Very different from your claim.

1 comments

No - My claim was narrower than that. In essence, that while we tend to think of the USA as very free market, in fact a huge fraction of the US economy is very much not free market. Enough so that any claim about free markets leading to strength in US economy is at least worth a second look.

At any rate I’m obviously not big articulate in the time I have for here, so I’ll leqve it at that.

You literally said: "Almost nothing is a free market".

> in fact a huge fraction of the US economy is very much not free market

Indeed, many industries depend on highly limited resources, such as land, natural resources and so on.

  You literally said: "Almost nothing is a free market".
Yes I did, in a broader context, which it is commonly assumed the reader is following.
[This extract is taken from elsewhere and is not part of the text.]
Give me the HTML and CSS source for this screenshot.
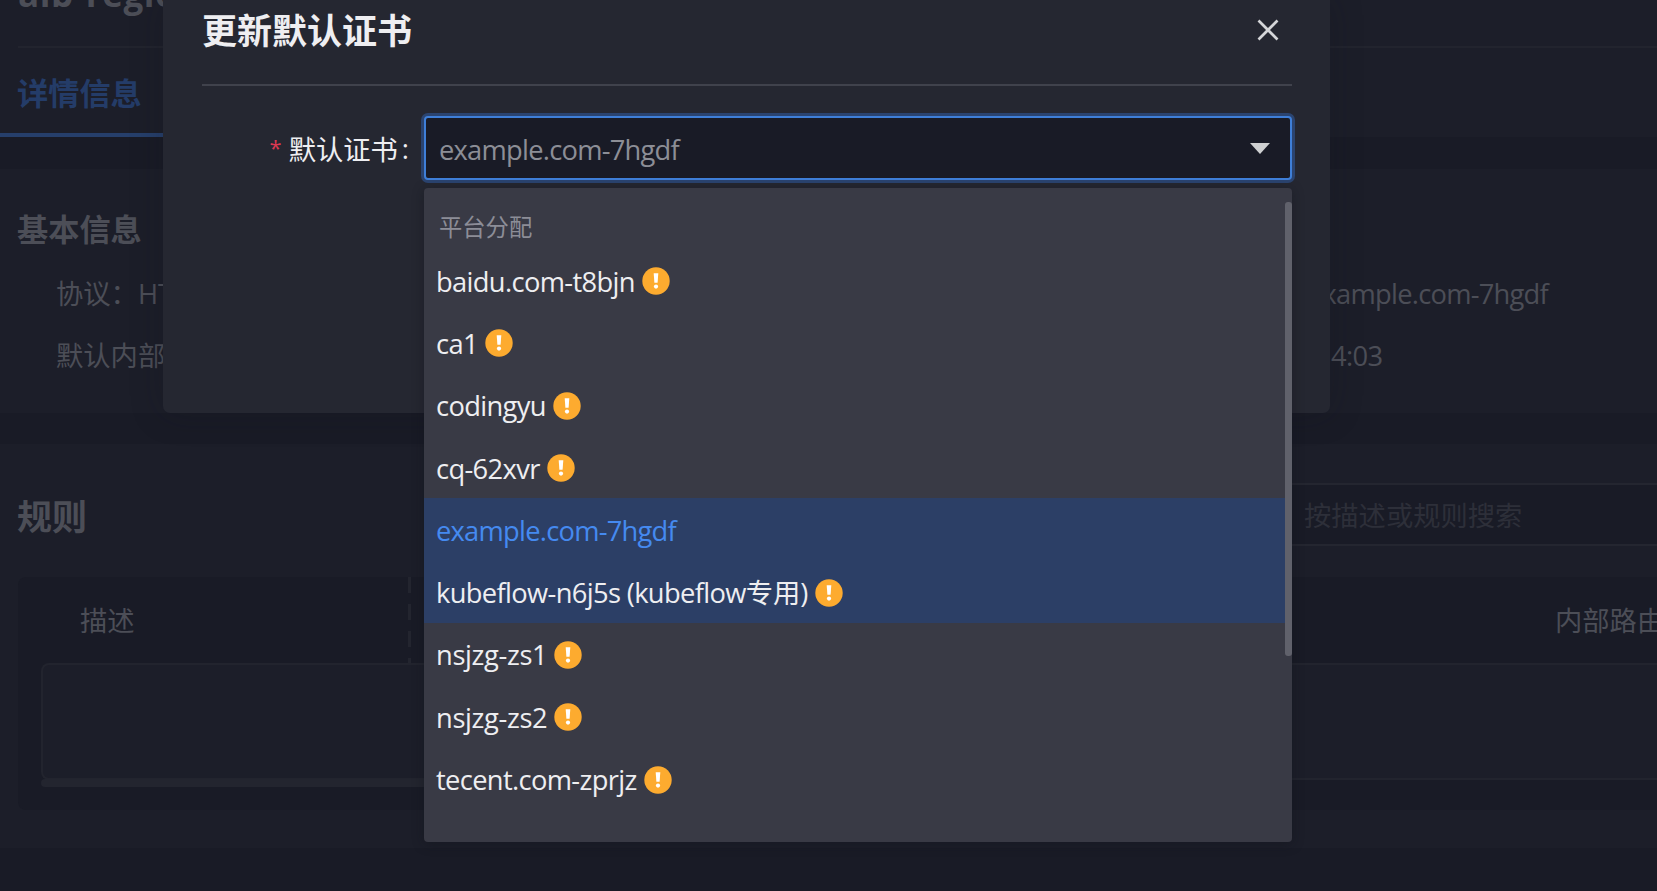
FILE: index.html
```html
<!DOCTYPE html>
<html lang="zh-CN">
<head>
<meta charset="utf-8">
<title>更新默认证书</title>
<link rel="stylesheet" href="styles.css">
</head>
<body>
<svg width="0" height="0" class="defs"><defs>
<symbol id="warn" viewBox="0 0 28 28"><circle cx="14" cy="14" r="13.7" fill="#fdab2f"/><path d="M11.7 6.3h4.6l-.7 9.4h-3.2z" fill="#fff"/><circle cx="14" cy="19.6" r="2.1" fill="#fff"/></symbol>
</defs></svg>
<div class="page">
  <section class="panel head">
    <h1 class="name">alb-regio</h1>
    <nav class="tabs"><span class="tab">详情信息</span></nav>
  </section>
  <section class="panel info">
    <h2 class="section-title">基本信息</h2>
    <div class="fields">
      <div class="field"><span>协议：</span><span>HT</span></div>
      <div class="field right"><span class="latin host">example.com-7hgdf</span></div>
      <div class="field">默认内部</div>
      <div class="field right time"><span class="latin">4:03</span></div>
    </div>
  </section>
  <section class="panel rules">
    <div class="rules-bar">
      <h2 class="rules-title">规则</h2>
      <div class="search">按描述或规则搜索</div>
    </div>
    <div class="table">
      <div class="table-head"><span class="col-desc">描述</span><span class="col-route">内部路由</span></div>
      <div class="table-body"></div>
      <div class="track"></div>
    </div>
  </section>
</div>
<div class="modal">
  <header class="modal-head">
    <h2 class="modal-title">更新默认证书</h2>
    <svg class="close" viewBox="0 0 24 24"><path d="M2.5 2.5l19 19M21.5 2.5l-19 19"/></svg>
  </header>
  <div class="form-row">
    <label class="label"><span class="star">*</span><span>默认证书</span><span class="colon">:</span></label>
    <div class="select"><span class="latin host">example.com-7hgdf</span><svg class="caret" viewBox="0 0 20 11"><path d="M0 0h20L10 11z"/></svg></div>
  </div>
</div>
<div class="menu">
  <div class="group">平台分配</div>
  <div class="item"><span class="latin">baidu.com-t8bjn</span><svg class="warn"><use href="#warn"/></svg></div>
  <div class="item"><span class="latin">ca1</span><svg class="warn"><use href="#warn"/></svg></div>
  <div class="item"><span class="latin">codingyu</span><svg class="warn"><use href="#warn"/></svg></div>
  <div class="item"><span class="latin">cq-62xvr</span><svg class="warn"><use href="#warn"/></svg></div>
  <div class="item active selected"><span class="latin host">example.com-7hgdf</span></div>
  <div class="item active"><span class="latin">kubeflow-n6j5s (kubeflow<span class="cjk">专用</span>)</span><svg class="warn"><use href="#warn"/></svg></div>
  <div class="item"><span class="latin loose">nsjzg-zs1</span><svg class="warn"><use href="#warn"/></svg></div>
  <div class="item"><span class="latin loose">nsjzg-zs2</span><svg class="warn"><use href="#warn"/></svg></div>
  <div class="item"><span class="latin">tecent.com-zprjz</span><svg class="warn"><use href="#warn"/></svg></div>
  <div class="thumb"></div>
</div>
</body>
</html>
```
FILE: styles.css
```css
* { box-sizing: border-box; }
body {
  margin: 0;
  width: 1657px;
  height: 891px;
  overflow: hidden;
  position: relative;
  background: #191b26;
  font-family: "Open Sans", "Noto Sans CJK SC", sans-serif;
  font-size: 27.3px;
  color: #4c4e57;
}
h1, h2 { margin: 0; font-weight: 700; white-space: nowrap; }
.defs { position: absolute; }
.latin { letter-spacing: -0.65px; white-space: nowrap; }
.host { letter-spacing: -0.75px; }
.loose { letter-spacing: -0.35px; }
.cjk { letter-spacing: 0; line-height: 0; }

.page { display: flex; flex-direction: column; height: 891px; overflow: hidden; }
.panel { background: #1c1e29; flex: none; }
.head { height: 137px; margin-bottom: 32px; display: flex; flex-direction: column; }
.name { flex: none; height: 54px; margin: -6px 0 0 18px; padding-bottom: 52px; border-bottom: 2px solid #22242e; font-size: 35px; line-height: 0; letter-spacing: 0.6px; }
.tabs { height: 89px; display: flex; }
.tab { width: 163px; padding-left: 17px; border-bottom: 4px solid #263f6b; color: #243c68; font-size: 31.2px; font-weight: 700; line-height: 91px; height: 89px; white-space: nowrap; }

.info { height: 244px; margin-bottom: 31px; padding: 30px 0 0 18px; }
.section-title { font-size: 31.2px; line-height: 61px; height: 62px; margin-left: -1px; }
.fields { display: grid; grid-template-columns: 1252px 1fr; grid-auto-rows: 62px; padding: 2px 0 0 38px; }
.field { line-height: 62px; white-space: nowrap; }
.time { padding-left: 23px; }

.rules { height: 404px; padding: 39px 0 38px 18px; display: flex; flex-direction: column; }
.rules-bar { display: flex; height: 63px; margin-bottom: 31px; justify-content: space-between; align-items: center; }
.rules-title { font-size: 35px; line-height: 63px; padding-top: 3px; margin-left: -1px; }
.search { width: 373px; height: 63px; padding-left: 20px; border: 2px solid #242630; border-width: 2px 0; background: #191b26; color: #2d2f39; line-height: 62px; }
.table { height: 233px; background: #191b26; border-radius: 8px 0 0 8px; padding-left: 23px; }
.table-head { height: 86px; display: flex; justify-content: space-between; line-height: 88px; overflow: hidden; background: repeating-linear-gradient(to bottom, #23252f 0 16px, transparent 16px 27px) 367px 0 / 3px 100% no-repeat; }
.col-desc { padding-left: 39px; }
.col-route { width: 102px; white-space: nowrap; }
.table-body { height: 117px; background: #1c1e29; border: 2px solid #22242e; border-right: 0; border-radius: 8px 0 0 8px; }
.track { width: 500px; height: 8px; margin-top: -1px; border-radius: 4px; background: #23252f; }

.modal { position: absolute; left: 163px; top: 0; width: 1167px; height: 413px; padding: 0 38px 0 39px; background: #252731; border-radius: 0 0 7px 7px; box-shadow: 0 0 32px rgba(18, 20, 28, 0.25); color: #eeeef1; }
.modal-head { height: 86px; border-bottom: 2px solid #40424c; display: flex; justify-content: space-between; padding: 0 12px 0 0; }
.modal-title { font-size: 35px; line-height: 62px; }
.close { width: 24px; height: 24px; margin-top: 18px; fill: none; stroke: #d5d6d9; stroke-width: 2.7; }
.form-row { display: flex; margin-top: 30px; height: 64px; }
.label { width: 222px; display: flex; justify-content: flex-end; line-height: 67px; padding-right: 15px; white-space: nowrap; }
.star { color: #dc3852; font-size: 22px; margin-right: 7px; line-height: 63px; }
.colon { margin-left: 4px; line-height: 65px; }
.select { width: 868px; height: 64px; padding: 2px 20px 0 13px; display: flex; justify-content: space-between; align-items: center; border: 2.5px solid #3f7fd8; border-radius: 4px; box-shadow: 0 0 0 3px #2b4470; background: #191b26; color: #8c8e96; }
.caret { width: 20px; height: 11px; margin-top: -2px; fill: #ced0d1; }

.menu { position: absolute; left: 424px; top: 188px; width: 868px; height: 654px; padding-top: 15px; border-radius: 4px; background: #393a45; box-shadow: 0 2px 12px rgba(15, 17, 24, 0.4); color: #eeeef1; }
.group { height: 46px; padding-left: 15px; font-size: 23.3px; line-height: 48px; color: #8c8d97; }
.item { height: 62.3px; padding: 2px 0 0 12px; display: flex; align-items: center; gap: 7px; }
.active { background: #2c3f66; }
.selected { color: #458af0; }
.warn { width: 28px; height: 28px; flex: none; }
.thumb { position: absolute; right: 0; top: 14px; width: 7px; height: 454px; border-radius: 3px; background: #60616b; }
```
The things distorting these markets in the US are typically nothing as simple as land, natural resources, etc... more they are policy decisions and politics. Suggesting otherwise is facile.

That really is the last I'll say on the issue.

> Yes I did, in a broader context, which it is commonly assumed the reader is following.

What does "Almost nothing is a free market" means "in a broader context"?

The context of a subthread that was specifically about the US economy?

We’re not going anywhere where useful now.